Stated goal: Retype every line from the start of the data down to and including the line with "const S = 20;". Skip the pictures.

Provided material:
□ □ □ □ □ □ □
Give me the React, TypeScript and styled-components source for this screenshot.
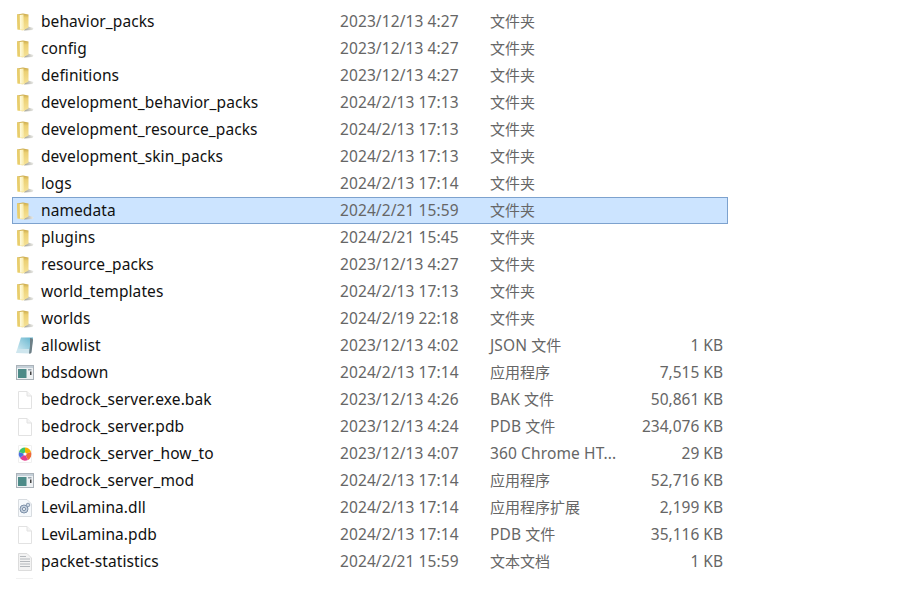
import React from "react";
import styled, { createGlobalStyle } from "styled-components";

const Global = createGlobalStyle`
  html, body { margin: 0; padding: 0; background: #fff; overflow: hidden; }
`;

const Page = styled.div`
  width: 911px;
  height: 603px;
  overflow: hidden;
  padding: 8px 0 0 12px;
  box-sizing: border-box;
  background: #fff;
  font-family: "Noto Sans", "Noto Sans CJK SC", sans-serif;
  font-size: 15px;
`;

const List = styled.div`
  width: 716px;
  display: flex;
  flex-direction: column;
`;

const Row = styled.div<{ $selected?: boolean }>`
  display: grid;
  grid-template-columns: 28px 299px 150px 1fr auto;
  align-items: center;
  height: 27px;
  box-sizing: border-box;
  padding-right: 4px;
  border: 1px solid ${(p) => (p.$selected ? "#7da2ce" : "transparent")};
  background: ${(p) => (p.$selected ? "#cce4ff" : "transparent")};
  line-height: 25px;
  white-space: nowrap;
`;

const IconCell = styled.span`
  display: flex;
  align-items: center;
  padding-left: 2px;
  filter: blur(0.35px);
`;

const Name = styled.span`
  color: #111;
  font-size: 15.5px;
  letter-spacing: 0.08px;
`;

const DateText = styled.span`
  color: #666;
  font-size: 15.5px;
  letter-spacing: 0.1px;
`;

const TypeText = styled.span`
  color: #666;
`;

const Latin = styled.span`
  font-size: 15.5px;
  letter-spacing: 0.12px;
`;

const Size = styled.span`
  color: #666;
  font-size: 15.5px;
  text-align: right;
`;

const Stub = styled.div`
  height: 22px;
  padding: 3px 0 0 4px;
`;

const S = 20;

const Folder = () => (
  <svg width={S} height={S} viewBox="0 0 20 20">
    <defs>
      <linearGradient id="fb" x1="0" x2="0" y1="0" y2="1">
        <stop offset="0" stopColor="#c9a84a" />
        <stop offset="0.25" stopColor="#ecd074" />
        <stop offset="1" stopColor="#f6e39a" />
      </linearGradient>
      <linearGradient id="ff" x1="0" x2="1" y1="0" y2="0">
        <stop offset="0" stopColor="#fffde6" />
        <stop offset="1" stopColor="#f8e9a6" />
      </linearGradient>
      <linearGradient id="fs" x1="0" x2="1" y1="0" y2="0">
        <stop offset="0" stopColor="#9c9c92" />
        <stop offset="1" stopColor="#ecece8" />
      </linearGradient>
    </defs>
    <path d="M11 14 L18.5 16 L17.5 18 L9 18.5 Z" fill="url(#fs)" />
    <path d="M2 2.5 L8 1.5 L13.5 2.5 L13.5 15.5 L8 18.5 L2.5 17.5 Z" fill="url(#fb)" />
    <path d="M4.5 3 L8.5 2.5 L9 17.5 L5 17.5 Z" fill="url(#ff)" />
    <path d="M2 2.5 L4.5 3 L5 17.5 L2.5 17.5 Z" fill="#e8cd6c" />
  </svg>
);

const Blank = () => (
  <svg width={S} height={S} viewBox="0 0 20 20">
    <path d="M3.5 1.5 H12 L16.5 6 V18.5 H3.5 Z" fill="#fff" stroke="#e2e2e2" />
    <path d="M12 1.5 V6 H16.5" fill="#f4f4f4" stroke="#e2e2e2" />
  </svg>
);

const Exe = () => (
  <svg width={S} height={S} viewBox="0 0 20 20">
    <rect x="1.5" y="2.5" width="17" height="14" fill="#eef1f3" stroke="#aab2b9" />
    <rect x="2" y="3" width="16" height="2" fill="#c5d0d8" />
    <rect x="3" y="6" width="8.5" height="9" fill="#4d8b88" />
    <rect x="13" y="6" width="3.5" height="1.5" fill="#9aa6b0" />
    <rect x="15" y="8.5" width="1.5" height="3.5" fill="#444" />
  </svg>
);

const Json = () => (
  <svg width={S} height={S} viewBox="0 0 20 20">
    <defs>
      <linearGradient id="jg" x1="0" x2="1" y1="1" y2="0">
        <stop offset="0" stopColor="#dff1f7" />
        <stop offset="1" stopColor="#5fb2cc" />
      </linearGradient>
    </defs>
    <path d="M6 1.5 H18 L16 17 H1 Z" fill="url(#jg)" />
    <path d="M15 2 Q18 2 18 4 L16.5 16.5 Q16 18 14 17.5 Q15.5 10 15 2 Z" fill="#6e7f86" />
    <path d="M1 17 L3 13 H14 L14 17.5 Z" fill="#cfe6ee" />
  </svg>
);

const Chrome360 = () => (
  <svg width={S} height={S} viewBox="0 0 20 20">
    <path d="M3.5 1.5 H16.5 V18.5 H3.5 Z" fill="#fff" stroke="#f0f0f0" />
    <path d="M10 10 L10 3.5 A6.5 6.5 0 0 1 16 8 Z" fill="#f4b400" />
    <path d="M10 10 L16 8 A6.5 6.5 0 0 1 13 16 Z" fill="#f06a35" />
    <path d="M10 10 L13 16 A6.5 6.5 0 0 1 5 14 Z" fill="#e33d8c" />
    <path d="M10 10 L5 14 A6.5 6.5 0 0 1 4 8 Z" fill="#4a6fe0" />
    <path d="M10 10 L4 8 A6.5 6.5 0 0 1 10 3.5 Z" fill="#3fc46a" />
    <circle cx="10" cy="10" r="1.6" fill="#fff" />
  </svg>
);

const Dll = () => (
  <svg width={S} height={S} viewBox="0 0 20 20">
    <path d="M3.5 1.5 H12 L16.5 6 V18.5 H3.5 Z" fill="#f6f9fc" stroke="#d8dce0" />
    <circle cx="9" cy="11" r="4" fill="#c4d0de" stroke="#7d90a8" />
    <circle cx="9" cy="11" r="1.6" fill="#eef2f6" stroke="#7d90a8" />
    <circle cx="13" cy="7" r="1.8" fill="#cdd8e4" stroke="#8a9bb0" />
  </svg>
);

const Txt = () => (
  <svg width={S} height={S} viewBox="0 0 20 20">
    <path d="M3.5 1.5 H12 L16.5 6 V18.5 H3.5 Z" fill="#f3f3f3" stroke="#dcdcdc" />
    <path d="M5 4.5 H11 M5 7 H15 M5 9.5 H15 M5 12 H15 M5 14.5 H15" stroke="#b4b8bc" strokeWidth="1" />
  </svg>
);

type Kind = "folder" | "blank" | "exe" | "json" | "html" | "dll" | "txt";

const icons: Record<Kind, () => React.JSX.Element> = {
  folder: Folder,
  blank: Blank,
  exe: Exe,
  json: Json,
  html: Chrome360,
  dll: Dll,
  txt: Txt,
};

const rows: { kind: Kind; name: string; date: string; type: string; size?: string; selected?: boolean }[] = [
  { kind: "folder", name: "behavior_packs", date: "2023/12/13 4:27", type: "文件夹" },
  { kind: "folder", name: "config", date: "2023/12/13 4:27", type: "文件夹" },
  { kind: "folder", name: "definitions", date: "2023/12/13 4:27", type: "文件夹" },
  { kind: "folder", name: "development_behavior_packs", date: "2024/2/13 17:13", type: "文件夹" },
  { kind: "folder", name: "development_resource_packs", date: "2024/2/13 17:13", type: "文件夹" },
  { kind: "folder", name: "development_skin_packs", date: "2024/2/13 17:13", type: "文件夹" },
  { kind: "folder", name: "logs", date: "2024/2/13 17:14", type: "文件夹" },
  { kind: "folder", name: "namedata", date: "2024/2/21 15:59", type: "文件夹", selected: true },
  { kind: "folder", name: "plugins", date: "2024/2/21 15:45", type: "文件夹" },
  { kind: "folder", name: "resource_packs", date: "2023/12/13 4:27", type: "文件夹" },
  { kind: "folder", name: "world_templates", date: "2024/2/13 17:13", type: "文件夹" },
  { kind: "folder", name: "worlds", date: "2024/2/19 22:18", type: "文件夹" },
  { kind: "json", name: "allowlist", date: "2023/12/13 4:02", type: "JSON 文件", size: "1 KB" },
  { kind: "exe", name: "bdsdown", date: "2024/2/13 17:14", type: "应用程序", size: "7,515 KB" },
  { kind: "blank", name: "bedrock_server.exe.bak", date: "2023/12/13 4:26", type: "BAK 文件", size: "50,861 KB" },
  { kind: "blank", name: "bedrock_server.pdb", date: "2023/12/13 4:24", type: "PDB 文件", size: "234,076 KB" },
  { kind: "html", name: "bedrock_server_how_to", date: "2023/12/13 4:07", type: "360 Chrome HT...", size: "29 KB" },
  { kind: "exe", name: "bedrock_server_mod", date: "2024/2/13 17:14", type: "应用程序", size: "52,716 KB" },
  { kind: "dll", name: "LeviLamina.dll", date: "2024/2/13 17:14", type: "应用程序扩展", size: "2,199 KB" },
  { kind: "blank", name: "LeviLamina.pdb", date: "2024/2/13 17:14", type: "PDB 文件", size: "35,116 KB" },
  { kind: "txt", name: "packet-statistics", date: "2024/2/21 15:59", type: "文本文档", size: "1 KB" },
];

const typeParts = (type: string) =>
  type.split(/([\x20-\x7e]+)/).map((part, i) => (i % 2 ? <Latin key={i}>{part}</Latin> : part));

export default function App() {
  return (
    <Page>
      <Global />
      <List>
        {rows.map((r) => {
          const Icon = icons[r.kind];
          return (
            <Row key={r.name} $selected={r.selected}>
              <IconCell>
                <Icon />
              </IconCell>
              <Name>{r.name}</Name>
              <DateText>{r.date}</DateText>
              <TypeText>{typeParts(r.type)}</TypeText>
              <Size>{r.size}</Size>
            </Row>
          );
        })}
        <Stub>
          <svg width="20" height="22" viewBox="0 0 20 22">
            <path d="M0 0.5 H17 M-3 0 V22" stroke="#f1f1f1" strokeWidth="1" fill="none" />
          </svg>
        </Stub>
      </List>
    </Page>
  );
}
□ □ □ □ □ □ □
Reply:
Give me the React, TypeScript and styled-components source for this screenshot.
import React from "react";
import styled, { createGlobalStyle } from "styled-components";

const Global = createGlobalStyle`
  html, body { margin: 0; padding: 0; background: #fff; overflow: hidden; }
`;

const Page = styled.div`
  width: 911px;
  height: 603px;
  overflow: hidden;
  padding: 8px 0 0 12px;
  box-sizing: border-box;
  background: #fff;
  font-family: "Noto Sans", "Noto Sans CJK SC", sans-serif;
  font-size: 15px;
`;

const List = styled.div`
  width: 716px;
  display: flex;
  flex-direction: column;
`;

const Row = styled.div<{ $selected?: boolean }>`
  display: grid;
  grid-template-columns: 28px 299px 150px 1fr auto;
  align-items: center;
  height: 27px;
  box-sizing: border-box;
  padding-right: 4px;
  border: 1px solid ${(p) => (p.$selected ? "#7da2ce" : "transparent")};
  background: ${(p) => (p.$selected ? "#cce4ff" : "transparent")};
  line-height: 25px;
  white-space: nowrap;
`;

const IconCell = styled.span`
  display: flex;
  align-items: center;
  padding-left: 2px;
  filter: blur(0.35px);
`;

const Name = styled.span`
  color: #111;
  font-size: 15.5px;
  letter-spacing: 0.08px;
`;

const DateText = styled.span`
  color: #666;
  font-size: 15.5px;
  letter-spacing: 0.1px;
`;

const TypeText = styled.span`
  color: #666;
`;

const Latin = styled.span`
  font-size: 15.5px;
  letter-spacing: 0.12px;
`;

const Size = styled.span`
  color: #666;
  font-size: 15.5px;
  text-align: right;
`;

const Stub = styled.div`
  height: 22px;
  padding: 3px 0 0 4px;
`;

const S = 20;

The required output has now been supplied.